Note that during Wikibon’s Peer Incite call on VFCache, EMC’s Barry Burke disagreed with Alan and claimed that many EMC customers need 15K drives for their performance advantage over 10K drives.
Nonetheless, although high-RPM drives have held the edge in Tier 1 applications, they are clearly being challenged by solid-state drives and caches – especially as the cost of flash memory keeps dropping like a rock. So why doesn’t the industry just make faster spinning drives – say 20K – since they are still much less costly than solid state drives? Ultrahigh-speed HDDs rotating at speeds exceeding 20K rpm have been researched but not commercialized due to heat generation, power consumption, noise, vibration, and other problems in characteristics, and a lack of long term reliability. Recall that the power required of a drive is proportional to nearly the cubed power of its RPM, and power translates to heat.

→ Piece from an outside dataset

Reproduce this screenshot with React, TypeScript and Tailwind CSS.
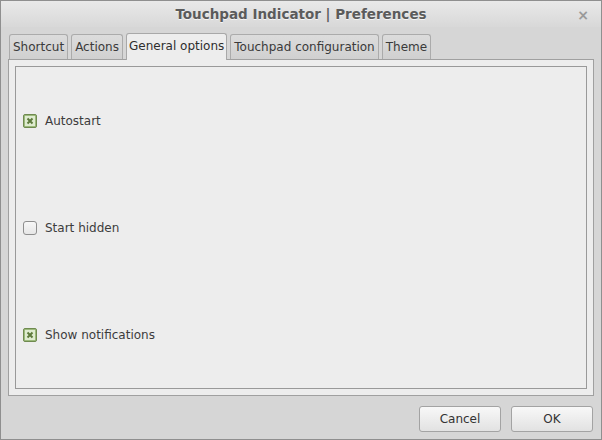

Also note that while scientists have successfully demonstrated higher areal densities and transfer rates, they have not been able to significantly improve mechanical delays.
So, with faster hard drives out of the question and a lack of or diminishing investment in higher performance 15K drives just how long will 15K drives be available? Wikibon believes that production will begin stopping in the 2014-2015 time frame.
Action Item: Users strategic plans should include aggressive adoption of solid-state storage technologies for high performance applications and the phasing out of higher RPM hard drives. This phase-out will also alter power and cooling needs.